Abstract

Vietnam’s draconian censorship regime is well painted in numbers. Yet, be it the regime’s dismal rankings in the Freedom of the Press reports or the counts of dissidents that it arrested, numbers only reveal superficial outcomes of censorship with little insight into where, how, and why censorship occurs. To address these questions, Thomas Bass eschews data and the bird’s eye view, offering instead the voices of those who directly experience censorship. Censorship in Vietnam is rich, poignant, and comes complete with perspectives from both sides of the fight, the censors and the censored.
The first chapters of the book recount Bass’s excruciating sparring with his Vietnamese editors over seemingly minute details in the translation of his earlier work, The Spy Who Loved Us. Behind each and every edit, Bass surmises, is an attempt to steer the political narrative in the government’s favor. The Swamp of the Assassins (Rung Sat) would have to be the Swamp of Seacoast Shrubs (Rung Sac), so that noble guerillas operating here would not be confused with “swamp-dwelling assassins”; and Ngo Dinh Diem, the first president of South Vietnam, would have his birthdate moved a few years backward, lest he became the youngest governor in Vietnam’s colonial history. The fight over the ever-increasing list of “corrections” would last well over half of a decade, and in its aftermath there was no winner. The book was published, but under a different name, and with sentences, paragraphs, even pages, missing from the original work. On the opposite side, the editors, caught between an incensed author and the government’s iron fist, were “scared,” “tired,” and “frustrated.” One even quit his job.
Bass emerged from the ordeal with an unabashed pessimism about Vietnamese censorship, a view that was only reinforced during his fieldwork for Censorship in Vietnam. Vietnam is “a culture in ruins,” he observes.
Vietnam’s best fiction writers no longer write fiction. Its poets no longer write poetry, except for those who circulate their work in underground samizdats. Journalism is a corrupt enterprise controlled by the government. Ditto for publishing. History is a subject too dangerous to study. Freedom of religion, thought, speech–none exists.

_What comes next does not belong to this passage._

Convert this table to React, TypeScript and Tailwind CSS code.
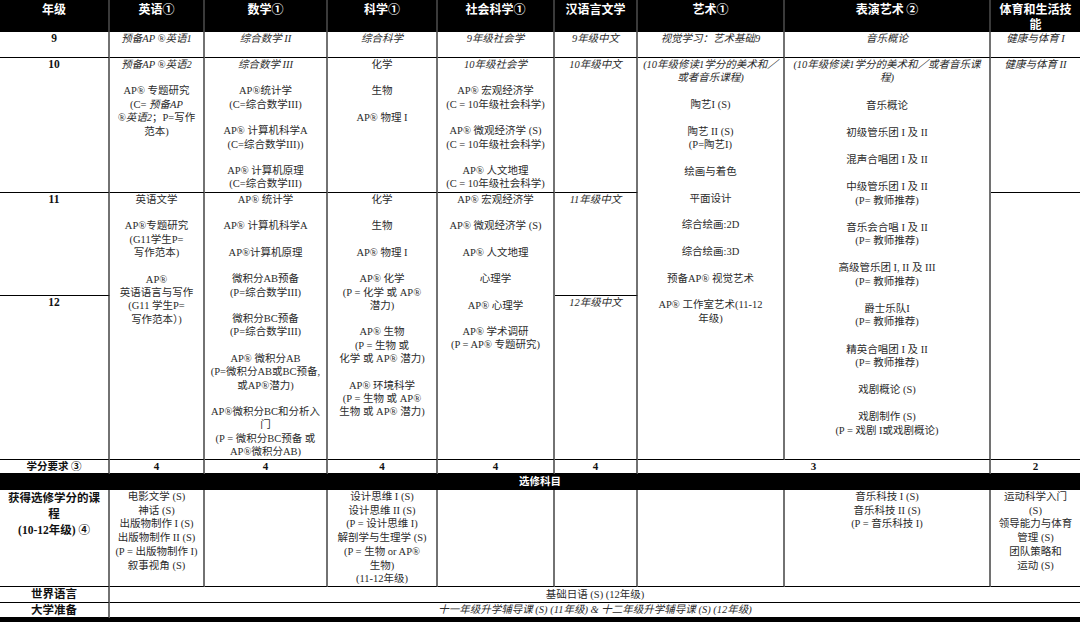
import type { ReactNode } from 'react'

// vertical rules are grey, horizontal rules black, like the printed course chart
const V = 'border-r-2 border-r-[#727272]'
const H = 'border-b border-b-black'
const body = 'flex flex-col items-center gap-[13px] px-[3px] text-center text-[10.5px] leading-[13.4px] text-[#2b2b2b]'

function Cell({ className = '', last = false, children }: { className?: string; last?: boolean; children?: ReactNode }) {
  return <div className={`${H} ${last ? '' : V} ${className}`}>{children}</div>
}

function Head({ className = '', last = false, children }: { className?: string; last?: boolean; children: ReactNode }) {
  return (
    <div className={`bg-black text-white font-bold text-[12px] leading-[15px] text-center px-1 pt-px font-['Noto_Sans_CJK_SC',sans-serif] ${last ? '' : 'border-r-2 border-r-[#3a3a3a]'} ${className}`}>
      {children}
    </div>
  )
}

function P({ lines }: { lines: ReactNode[] }) {
  return (
    <div>
      {lines.map((l, i) => (
        <div key={i} className="whitespace-nowrap">{l}</div>
      ))}
    </div>
  )
}

function Grade({ className, n }: { className: string; n: string }) {
  return (
    <Cell className={`text-center font-bold text-[11.5px] leading-[13.4px] text-[#111] ${className}`}>{n}</Cell>
  )
}

function Credit({ className, n, last = false }: { className: string; n: string; last?: boolean }) {
  return (
    <Cell last={last} className={`text-center font-bold text-[11px] leading-[13px] text-[#111] ${className}`}>{n}</Cell>
  )
}

const tpr = '(P= 教师推荐)'

export default function App() {
  return (
    <div className="w-[1080px] h-[622px] overflow-hidden bg-white font-['Liberation_Serif','Noto_Sans_CJK_SC',serif]">
      <div className="grid grid-cols-[110px_95px_123px_110px_117px_83px_147px_206px_89px] grid-rows-[32px_26px_135px_103px_164px_14px_16px_97px_16px_15px] border-b-4 border-b-black">
        {/* header */}
        <Head className="col-start-1 row-start-1">年级</Head>
        <Head className="col-start-2 row-start-1">英语①</Head>
        <Head className="col-start-3 row-start-1">数学①</Head>
        <Head className="col-start-4 row-start-1">科学①</Head>
        <Head className="col-start-5 row-start-1">社会科学①</Head>
        <Head className="col-start-6 row-start-1">汉语言文学</Head>
        <Head className="col-start-7 row-start-1">艺术①</Head>
        <Head className="col-start-8 row-start-1">表演艺术 ②</Head>
        <Head last className="col-start-9 row-start-1">体育和生活技<br />能</Head>

        {/* grade 9 */}
        <Grade className="col-start-1 row-start-2" n="9" />
        <Cell className={`col-start-2 row-start-2 italic ${body}`}><P lines={['预备AP ®英语1']} /></Cell>
        <Cell className={`col-start-3 row-start-2 italic ${body}`}><P lines={['综合数学 II']} /></Cell>
        <Cell className={`col-start-4 row-start-2 italic ${body}`}><P lines={['综合科学']} /></Cell>
        <Cell className={`col-start-5 row-start-2 italic ${body}`}><P lines={['9年级社会学']} /></Cell>
        <Cell className={`col-start-6 row-start-2 italic ${body}`}><P lines={['9年级中文']} /></Cell>
        <Cell className={`col-start-7 row-start-2 italic ${body}`}><P lines={['视觉学习：艺术基础9']} /></Cell>
        <Cell className={`col-start-8 row-start-2 italic ${body}`}><P lines={['音乐概论']} /></Cell>
        <Cell last className={`col-start-9 row-start-2 italic ${body}`}><P lines={['健康与体育 I']} /></Cell>

        {/* grade 10 */}
        <Grade className="col-start-1 row-start-3" n="10" />
        <Cell className={`col-start-2 row-start-3 ${body}`}>
          <P lines={[<i>预备AP ®英语2</i>]} />
          <P lines={['AP® 专题研究', <>(C= <i>预备AP</i></>, <><i>®英语2</i>；P=写作</>, '范本)']} />
        </Cell>
        <Cell className={`col-start-3 row-start-3 ${body}`}>
          <P lines={[<i>综合数学 III</i>]} />
          <P lines={['AP®统计学', '(C=综合数学III)']} />
          <P lines={['AP® 计算机科学A', '(C=综合数学III))']} />
          <P lines={['AP® 计算机原理', '(C=综合数学III)']} />
        </Cell>
        <Cell className={`col-start-4 row-start-3 ${body}`}>
          <P lines={['化学']} />
          <P lines={['生物']} />
          <P lines={['AP® 物理 I']} />
        </Cell>
        <Cell className={`col-start-5 row-start-3 ${body}`}>
          <P lines={[<i>10年级社会学</i>]} />
          <P lines={['AP® 宏观经济学', '(C = 10年级社会科学)']} />
          <P lines={['AP® 微观经济学 (S)', '(C = 10年级社会科学)']} />
          <P lines={['AP® 人文地理', '(C = 10年级社会科学)']} />
        </Cell>
        <Cell className={`col-start-6 row-start-3 italic ${body}`}><P lines={['10年级中文']} /></Cell>
        <Cell className={`col-start-7 row-start-3 row-span-3 ${body} !gap-[13.3px]`}>
          <P lines={[<i>(10年级修读1学分的美术和／</i>, <i>或者音乐课程)</i>]} />
          <P lines={['陶艺I (S)']} />
          <P lines={['陶艺 II (S)', '(P=陶艺I)']} />
          <P lines={['绘画与着色']} />
          <P lines={['平面设计']} />
          <P lines={['综合绘画:2D']} />
          <P lines={['综合绘画:3D']} />
          <P lines={['预备AP® 视觉艺术']} />
          <P lines={['AP® 工作室艺术(11-12', '年级)']} />
        </Cell>
        <Cell className={`col-start-8 row-start-3 row-span-3 ${body} !gap-[13.8px]`}>
          <P lines={[<i>(10年级修读1学分的美术和／或者音乐课</i>, <i>程)</i>]} />
          <P lines={['音乐概论']} />
          <P lines={['初级管乐团 I 及 II']} />
          <P lines={['混声合唱团 I 及 II']} />
          <P lines={['中级管乐团 I 及 II', tpr]} />
          <P lines={['音乐会合唱 I 及 II', tpr]} />
          <P lines={['高级管乐团 I, II 及 III', tpr]} />
          <P lines={['爵士乐队I', tpr]} />
          <P lines={['精英合唱团 I 及 II', tpr]} />
          <P lines={['戏剧概论 (S)']} />
          <P lines={['戏剧制作 (S)', '(P = 戏剧 I或戏剧概论)']} />
        </Cell>
        <Cell last className={`col-start-9 row-start-3 italic ${body}`}><P lines={['健康与体育  II']} /></Cell>

        {/* grades 11 and 12 */}
        <Grade className="col-start-1 row-start-4" n="11" />
        <Cell className={`col-start-2 row-start-4 row-span-2 ${body}`}>
          <P lines={['英语文学']} />
          <P lines={['AP®专题研究', '(G11学生P=', '写作范本)']} />
          <P lines={['AP®', '英语语言与写作', '(G11 学生P=', '写作范本）)']} />
        </Cell>
        <Cell className={`col-start-3 row-start-4 row-span-2 ${body}`}>
          <P lines={['AP® 统计学']} />
          <P lines={['AP® 计算机科学A']} />
          <P lines={['AP®计算机原理']} />
          <P lines={['微积分AB预备', '(P=综合数学III)']} />
          <P lines={['微积分BC预备', '(P=综合数学III)']} />
          <P lines={['AP® 微积分AB', '(P=微积分AB或BC预备,', '或AP®潜力)']} />
          <P lines={['AP®微积分BC和分析入', '门', '(P = 微积分BC预备 或', 'AP®微积分AB)']} />
        </Cell>
        <Cell className={`col-start-4 row-start-4 row-span-2 ${body}`}>
          <P lines={['化学']} />
          <P lines={['生物']} />
          <P lines={['AP® 物理 I']} />
          <P lines={['AP® 化学', '(P = 化学 或 AP®', '潜力)']} />
          <P lines={['AP® 生物', '(P = 生物 或', '化学 或 AP® 潜力)']} />
          <P lines={['AP® 环境科学', '(P = 生物 或 AP®', '生物 或 AP® 潜力)']} />
        </Cell>
        <Cell className={`col-start-5 row-start-4 row-span-2 ${body}`}>
          <P lines={['AP® 宏观经济学']} />
          <P lines={['AP® 微观经济学 (S)']} />
          <P lines={['AP® 人文地理']} />
          <P lines={['心理学']} />
          <P lines={['AP® 心理学']} />
          <P lines={['AP® 学术调研', '(P = AP® 专题研究)']} />
        </Cell>
        <Cell className={`col-start-6 row-start-4 italic ${body}`}><P lines={['11年级中文']} /></Cell>
        <Cell last className="col-start-9 row-start-4 row-span-2" />
        <Grade className="col-start-1 row-start-5" n="12" />
        <Cell className={`col-start-6 row-start-5 italic ${body}`}><P lines={['12年级中文']} /></Cell>

        {/* credits */}
        <Cell className="col-start-1 row-start-6 text-center font-bold text-[10.5px] leading-[13px] text-[#111]">学分要求 ③</Cell>
        <Credit className="col-start-2 row-start-6" n="4" />
        <Credit className="col-start-3 row-start-6" n="4" />
        <Credit className="col-start-4 row-start-6" n="4" />
        <Credit className="col-start-5 row-start-6" n="4" />
        <Credit className="col-start-6 row-start-6" n="4" />
        <Credit className="col-start-7 col-span-2 row-start-6" n="3" />
        <Credit last className="col-start-9 row-start-6" n="2" />

        <div className="col-start-1 col-span-9 row-start-7 bg-black text-white text-center font-bold text-[10.5px] leading-[16px]">选修科目</div>

        {/* electives */}
        <Cell className="col-start-1 row-start-8 text-center font-bold text-[11.5px] leading-[16px] text-[#111]">
          获得选修学分的课<br />程<br />(10-12年级) ④
        </Cell>
        <Cell className={`col-start-2 row-start-8 ${body} !leading-[13.7px]`}>
          <P lines={['电影文学 (S)', '神话 (S)', '出版物制作 I (S)', '出版物制作 II (S)', '(P = 出版物制作 I)', '叙事视角 (S)']} />
        </Cell>
        <Cell className="col-start-3 row-start-8" />
        <Cell className={`col-start-4 row-start-8 ${body} !leading-[13.7px]`}>
          <P lines={['设计思维 I (S)', '设计思维 II (S)', '(P = 设计思维 I)', '解剖学与生理学 (S)', '(P = 生物 or AP®', '生物)', '(11-12年级)']} />
        </Cell>
        <Cell className="col-start-5 row-start-8" />
        <Cell className="col-start-6 row-start-8" />
        <Cell className="col-start-7 row-start-8" />
        <Cell className={`col-start-8 row-start-8 ${body} !leading-[13.7px]`}>
          <P lines={['音乐科技 I (S)', '音乐科技 II (S)', '(P = 音乐科技 I)']} />
        </Cell>
        <Cell last className={`col-start-9 row-start-8 ${body} !leading-[13.7px]`}>
          <P lines={['运动科学入门', '(S)', '领导能力与体育', '管理 (S)', '团队策略和', '运动 (S)']} />
        </Cell>

        <Cell className="col-start-1 row-start-9 text-center font-bold text-[11.5px] leading-[15px] text-[#111]">世界语言</Cell>
        <Cell last className="col-start-2 col-span-8 row-start-9 text-center text-[10.5px] leading-[15px] text-[#2b2b2b]">基础日语 (S) (12年级)</Cell>
        <Cell className="col-start-1 row-start-10 text-center font-bold text-[11.5px] leading-[14px] text-[#111]">大学准备</Cell>
        <Cell last className="col-start-2 col-span-8 row-start-10 text-center italic text-[10.5px] leading-[14px] text-[#2b2b2b]">
          十一年级升学辅导课 (S) (11年级) &amp; 十二年级升学辅导课 (S) (12年级)
        </Cell>
      </div>
    </div>
  )
}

While many, whom Bass dismisses as the “sunshine lobby,” would object to such negativity, the voices featured in the book echo his sentiment.
Among Bass’s interview subjects are the usual suspects: well-known regime dissidents whose stories have been extensively publicized, albeit in corners far from the government’s reach. However, taking the main stage is a much broader chorus hailing from all different professional circles, from literature and the arts, to journalism, and even politics. Most interesting, still, are Bass’s conversations with the Vietnamese editors, censors, and publishers, the very hands that carry out acts of censorship. What they reveal, crucially, is how censorship takes place. “The government does not censor”—his respondents declare. Instead, self-censorship drives the whole machine. Through guidelines that are at times specific but for the most part intentionally vague, the government nudges individuals to silence their own voices as well as those of others around them. Vagueness keeps everyone on their toes, while the government makes good on its threat from afar by dishing out punishment sparingly, but ruthlessly.
The strategy works. Bao Ninh, the anti-war novelist, stopped publishing new books in exchange for the safety of his family. Many others would follow in his footsteps. Those who keep trying, like Pham Hong Son, the businessman turned democracy advocate, are discouraged, even opposed by their own friends and families. So pervasive was the fear mentality that when the author himself published an online article detailing his experience with censorship, much of the outrage was directed not to censorship itself but to his endangering of those he named—a danger that, at least according to the author, never materialized.
The book is a sober view into the suffocating life under censorship, a life of resistance, frustration, and ultimately resignation. It is not without shortcomings, however. While letting his respondents speak in their own voice, quite often the author lets paranoia cloud his judgment, and assumes ulterior motives behind others’ actions. The Ivy League Vietnamese graduate student who criticizes his work, he suspects, is “on a mission,” and corrections over spellings and word choices are clearly made to fulfill sinister political objectives. But even this is insightful. Censorship obscures truth and erodes trust, and Bass, like his censor, cannot escape its grasp. As one doubts the sincerity of his critics, the other guards his mouth while glancing around for hidden recording devices.
This shortcoming notwithstanding, Censorship in Vietnam remains a valuable work for those interested in the human perspectives of life under authoritarian regimes and who seek what figures and statistics cannot portray. To academic circles, it demonstrates thorough interview work and astute observation; to advocates of liberty and freedom, it calls to action; and to those living under authoritarianism, it honors those who lost the fight, and those who keep on fighting.